Interface markup and scripts:

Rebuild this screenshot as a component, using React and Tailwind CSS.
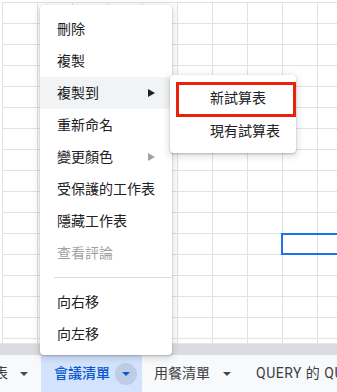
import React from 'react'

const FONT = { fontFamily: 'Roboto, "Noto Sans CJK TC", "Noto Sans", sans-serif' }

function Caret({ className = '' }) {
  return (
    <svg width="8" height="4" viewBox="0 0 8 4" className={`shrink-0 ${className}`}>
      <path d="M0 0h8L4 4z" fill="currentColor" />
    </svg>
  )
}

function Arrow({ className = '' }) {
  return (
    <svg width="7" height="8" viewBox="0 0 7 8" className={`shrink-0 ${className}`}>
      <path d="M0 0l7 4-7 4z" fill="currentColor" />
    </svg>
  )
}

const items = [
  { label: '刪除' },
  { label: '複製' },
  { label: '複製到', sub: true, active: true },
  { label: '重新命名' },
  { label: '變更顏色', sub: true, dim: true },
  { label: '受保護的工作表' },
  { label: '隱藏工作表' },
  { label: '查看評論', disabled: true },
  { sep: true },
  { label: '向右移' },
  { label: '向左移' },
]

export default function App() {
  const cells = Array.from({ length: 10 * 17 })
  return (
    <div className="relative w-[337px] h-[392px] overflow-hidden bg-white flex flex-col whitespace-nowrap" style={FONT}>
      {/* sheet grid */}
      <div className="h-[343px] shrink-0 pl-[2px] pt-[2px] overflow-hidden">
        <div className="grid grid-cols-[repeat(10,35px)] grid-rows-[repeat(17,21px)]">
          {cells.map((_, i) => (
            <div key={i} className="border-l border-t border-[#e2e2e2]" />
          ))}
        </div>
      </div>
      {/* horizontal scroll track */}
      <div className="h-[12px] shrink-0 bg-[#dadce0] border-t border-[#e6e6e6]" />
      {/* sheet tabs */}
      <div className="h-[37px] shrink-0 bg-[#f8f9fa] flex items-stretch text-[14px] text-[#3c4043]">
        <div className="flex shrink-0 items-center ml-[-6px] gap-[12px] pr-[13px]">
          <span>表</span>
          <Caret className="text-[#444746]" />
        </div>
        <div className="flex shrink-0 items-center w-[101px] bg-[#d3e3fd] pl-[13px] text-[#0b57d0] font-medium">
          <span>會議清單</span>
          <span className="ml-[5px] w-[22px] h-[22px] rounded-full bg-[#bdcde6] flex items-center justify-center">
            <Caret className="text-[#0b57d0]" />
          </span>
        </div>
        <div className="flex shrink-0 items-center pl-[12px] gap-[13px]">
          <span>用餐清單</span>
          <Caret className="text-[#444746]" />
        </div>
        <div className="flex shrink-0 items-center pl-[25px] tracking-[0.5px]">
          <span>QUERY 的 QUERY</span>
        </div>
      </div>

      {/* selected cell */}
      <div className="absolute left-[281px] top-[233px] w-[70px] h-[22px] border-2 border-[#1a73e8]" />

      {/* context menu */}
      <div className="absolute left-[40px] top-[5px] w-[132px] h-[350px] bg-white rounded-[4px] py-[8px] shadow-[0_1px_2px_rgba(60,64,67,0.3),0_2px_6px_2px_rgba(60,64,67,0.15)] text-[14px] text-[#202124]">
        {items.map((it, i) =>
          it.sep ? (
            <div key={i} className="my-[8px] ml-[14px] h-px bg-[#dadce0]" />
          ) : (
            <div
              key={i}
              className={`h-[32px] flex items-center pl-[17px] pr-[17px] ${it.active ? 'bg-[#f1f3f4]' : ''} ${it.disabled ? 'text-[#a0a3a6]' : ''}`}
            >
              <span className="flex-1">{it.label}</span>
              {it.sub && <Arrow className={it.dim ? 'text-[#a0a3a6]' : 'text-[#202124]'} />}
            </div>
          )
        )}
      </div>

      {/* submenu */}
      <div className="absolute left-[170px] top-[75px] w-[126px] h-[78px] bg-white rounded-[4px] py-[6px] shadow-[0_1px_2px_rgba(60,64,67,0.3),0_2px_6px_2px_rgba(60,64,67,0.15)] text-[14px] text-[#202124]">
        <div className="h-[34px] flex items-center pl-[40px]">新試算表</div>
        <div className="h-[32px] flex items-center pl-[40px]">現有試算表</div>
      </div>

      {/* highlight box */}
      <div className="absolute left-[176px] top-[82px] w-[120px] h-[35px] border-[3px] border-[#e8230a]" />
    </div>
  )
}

==

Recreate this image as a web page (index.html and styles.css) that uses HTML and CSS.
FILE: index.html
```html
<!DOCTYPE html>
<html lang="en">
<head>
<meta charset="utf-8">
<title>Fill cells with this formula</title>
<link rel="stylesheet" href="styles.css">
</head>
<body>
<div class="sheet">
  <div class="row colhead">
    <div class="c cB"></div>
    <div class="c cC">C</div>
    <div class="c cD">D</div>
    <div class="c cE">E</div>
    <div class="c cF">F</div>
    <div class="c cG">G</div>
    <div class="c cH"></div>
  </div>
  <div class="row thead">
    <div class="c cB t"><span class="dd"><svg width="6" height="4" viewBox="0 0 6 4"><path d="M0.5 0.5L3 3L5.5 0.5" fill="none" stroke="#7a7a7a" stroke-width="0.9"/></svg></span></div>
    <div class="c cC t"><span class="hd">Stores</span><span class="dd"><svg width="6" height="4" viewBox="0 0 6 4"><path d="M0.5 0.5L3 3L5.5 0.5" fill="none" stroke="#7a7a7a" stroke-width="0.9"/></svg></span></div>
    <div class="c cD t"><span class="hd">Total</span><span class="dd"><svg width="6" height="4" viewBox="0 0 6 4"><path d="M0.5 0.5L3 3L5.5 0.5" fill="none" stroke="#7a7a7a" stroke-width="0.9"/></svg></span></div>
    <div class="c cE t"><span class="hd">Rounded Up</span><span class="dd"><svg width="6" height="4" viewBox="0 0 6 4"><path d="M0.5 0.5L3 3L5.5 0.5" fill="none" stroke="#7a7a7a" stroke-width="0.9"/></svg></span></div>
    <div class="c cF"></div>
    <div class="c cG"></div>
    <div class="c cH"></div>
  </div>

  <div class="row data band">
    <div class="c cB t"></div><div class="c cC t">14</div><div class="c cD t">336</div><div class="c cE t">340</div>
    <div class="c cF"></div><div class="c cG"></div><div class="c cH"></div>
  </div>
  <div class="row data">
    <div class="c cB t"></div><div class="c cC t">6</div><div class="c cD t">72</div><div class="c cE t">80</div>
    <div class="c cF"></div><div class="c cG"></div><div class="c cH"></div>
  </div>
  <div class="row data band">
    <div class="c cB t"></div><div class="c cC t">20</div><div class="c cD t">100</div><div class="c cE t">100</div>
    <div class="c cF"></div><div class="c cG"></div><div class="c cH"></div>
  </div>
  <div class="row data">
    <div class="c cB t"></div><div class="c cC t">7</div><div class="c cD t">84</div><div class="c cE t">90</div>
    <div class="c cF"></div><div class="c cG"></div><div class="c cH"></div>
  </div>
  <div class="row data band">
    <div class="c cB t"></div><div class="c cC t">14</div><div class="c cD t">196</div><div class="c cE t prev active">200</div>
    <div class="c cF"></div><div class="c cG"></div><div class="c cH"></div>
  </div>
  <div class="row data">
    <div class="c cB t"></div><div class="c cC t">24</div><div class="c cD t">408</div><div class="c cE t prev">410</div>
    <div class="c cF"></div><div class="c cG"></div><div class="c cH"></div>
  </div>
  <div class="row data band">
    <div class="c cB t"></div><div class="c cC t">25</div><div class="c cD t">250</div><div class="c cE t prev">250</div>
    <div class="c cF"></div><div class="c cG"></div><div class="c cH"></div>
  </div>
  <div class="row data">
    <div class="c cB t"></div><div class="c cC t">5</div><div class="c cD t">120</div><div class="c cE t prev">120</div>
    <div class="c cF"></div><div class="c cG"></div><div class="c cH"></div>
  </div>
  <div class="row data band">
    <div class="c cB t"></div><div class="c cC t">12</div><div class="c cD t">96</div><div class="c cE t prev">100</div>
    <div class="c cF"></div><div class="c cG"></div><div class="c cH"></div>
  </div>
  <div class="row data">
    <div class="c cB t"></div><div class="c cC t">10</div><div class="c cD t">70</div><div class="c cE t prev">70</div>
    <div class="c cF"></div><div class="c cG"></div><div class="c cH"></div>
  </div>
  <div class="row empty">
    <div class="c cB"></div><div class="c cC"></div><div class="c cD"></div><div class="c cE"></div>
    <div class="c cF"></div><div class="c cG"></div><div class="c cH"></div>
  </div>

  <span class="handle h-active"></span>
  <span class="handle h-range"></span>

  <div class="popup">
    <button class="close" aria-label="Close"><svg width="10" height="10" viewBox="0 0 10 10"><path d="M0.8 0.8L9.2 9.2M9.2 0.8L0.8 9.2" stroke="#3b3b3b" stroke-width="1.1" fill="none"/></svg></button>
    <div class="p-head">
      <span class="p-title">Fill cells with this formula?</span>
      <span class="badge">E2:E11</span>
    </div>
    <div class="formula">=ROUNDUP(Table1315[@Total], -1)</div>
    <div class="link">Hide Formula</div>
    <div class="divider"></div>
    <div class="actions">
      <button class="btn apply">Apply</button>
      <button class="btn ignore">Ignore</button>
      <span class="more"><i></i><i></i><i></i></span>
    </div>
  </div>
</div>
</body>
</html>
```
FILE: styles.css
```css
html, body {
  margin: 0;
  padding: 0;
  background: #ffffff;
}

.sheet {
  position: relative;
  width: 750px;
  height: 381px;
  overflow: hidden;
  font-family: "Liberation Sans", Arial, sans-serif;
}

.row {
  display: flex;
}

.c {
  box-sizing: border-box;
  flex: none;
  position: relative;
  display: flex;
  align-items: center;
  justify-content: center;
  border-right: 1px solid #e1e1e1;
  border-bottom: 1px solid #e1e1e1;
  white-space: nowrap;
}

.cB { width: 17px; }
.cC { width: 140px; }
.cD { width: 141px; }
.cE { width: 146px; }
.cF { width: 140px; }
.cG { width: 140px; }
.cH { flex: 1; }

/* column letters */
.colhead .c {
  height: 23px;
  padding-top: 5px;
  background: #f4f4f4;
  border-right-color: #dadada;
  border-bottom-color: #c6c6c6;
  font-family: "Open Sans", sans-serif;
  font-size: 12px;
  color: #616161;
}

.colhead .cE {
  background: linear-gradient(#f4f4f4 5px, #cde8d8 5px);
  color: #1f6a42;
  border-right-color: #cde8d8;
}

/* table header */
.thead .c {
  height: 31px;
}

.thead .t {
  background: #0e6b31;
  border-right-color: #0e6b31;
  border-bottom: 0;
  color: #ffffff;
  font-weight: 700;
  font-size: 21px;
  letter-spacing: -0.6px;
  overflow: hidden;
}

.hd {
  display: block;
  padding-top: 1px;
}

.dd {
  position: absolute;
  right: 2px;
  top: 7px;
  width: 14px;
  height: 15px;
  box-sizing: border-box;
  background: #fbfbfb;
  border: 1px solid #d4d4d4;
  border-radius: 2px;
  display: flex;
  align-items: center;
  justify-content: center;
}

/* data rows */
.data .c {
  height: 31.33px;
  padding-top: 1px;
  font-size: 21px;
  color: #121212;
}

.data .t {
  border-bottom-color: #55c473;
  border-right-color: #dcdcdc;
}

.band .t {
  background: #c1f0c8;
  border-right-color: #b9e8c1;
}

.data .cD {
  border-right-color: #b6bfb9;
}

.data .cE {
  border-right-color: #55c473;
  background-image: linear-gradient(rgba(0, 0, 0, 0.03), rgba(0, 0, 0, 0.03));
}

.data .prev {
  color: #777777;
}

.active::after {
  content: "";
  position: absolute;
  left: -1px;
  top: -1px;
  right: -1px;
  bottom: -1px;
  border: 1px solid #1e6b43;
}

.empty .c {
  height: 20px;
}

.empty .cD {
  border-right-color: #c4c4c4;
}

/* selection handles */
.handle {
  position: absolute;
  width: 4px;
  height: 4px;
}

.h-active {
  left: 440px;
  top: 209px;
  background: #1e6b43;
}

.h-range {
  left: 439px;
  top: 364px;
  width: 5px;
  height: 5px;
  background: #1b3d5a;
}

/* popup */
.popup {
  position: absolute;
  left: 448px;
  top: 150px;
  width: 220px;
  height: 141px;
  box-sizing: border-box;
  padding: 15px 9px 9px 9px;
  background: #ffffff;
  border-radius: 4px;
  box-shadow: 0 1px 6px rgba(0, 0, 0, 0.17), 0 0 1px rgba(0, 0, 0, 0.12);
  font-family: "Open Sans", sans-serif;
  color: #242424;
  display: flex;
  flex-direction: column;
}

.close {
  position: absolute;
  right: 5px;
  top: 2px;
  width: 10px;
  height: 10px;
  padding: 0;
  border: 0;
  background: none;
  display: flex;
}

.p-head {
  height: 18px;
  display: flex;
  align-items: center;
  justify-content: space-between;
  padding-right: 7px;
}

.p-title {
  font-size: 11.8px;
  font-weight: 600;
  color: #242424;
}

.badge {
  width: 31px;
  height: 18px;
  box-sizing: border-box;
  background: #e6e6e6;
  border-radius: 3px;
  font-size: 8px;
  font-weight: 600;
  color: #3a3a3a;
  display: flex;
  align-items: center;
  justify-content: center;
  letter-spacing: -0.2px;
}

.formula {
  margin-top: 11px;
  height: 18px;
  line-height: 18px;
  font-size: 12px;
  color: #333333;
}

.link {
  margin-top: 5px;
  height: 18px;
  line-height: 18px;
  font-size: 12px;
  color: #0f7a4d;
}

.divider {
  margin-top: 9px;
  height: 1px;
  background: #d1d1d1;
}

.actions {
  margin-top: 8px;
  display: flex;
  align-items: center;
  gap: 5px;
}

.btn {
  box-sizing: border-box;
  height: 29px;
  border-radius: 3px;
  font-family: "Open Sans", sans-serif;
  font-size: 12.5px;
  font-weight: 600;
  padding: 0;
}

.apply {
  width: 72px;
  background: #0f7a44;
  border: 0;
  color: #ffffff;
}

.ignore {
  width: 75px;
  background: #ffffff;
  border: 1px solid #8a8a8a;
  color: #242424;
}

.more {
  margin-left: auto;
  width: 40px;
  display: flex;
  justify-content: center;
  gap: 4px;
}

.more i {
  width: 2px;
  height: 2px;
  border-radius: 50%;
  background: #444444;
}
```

JOB:
Find all the lines containing "this" in the material, then copy them.

FINAL ANSWER:
Rebuild this screenshot as a component, using React and Tailwind CSS.
Recreate this image as a web page (index.html and styles.css) that uses HTML and CSS.
<title>Fill cells with this formula</title>
      <span class="p-title">Fill cells with this formula?</span>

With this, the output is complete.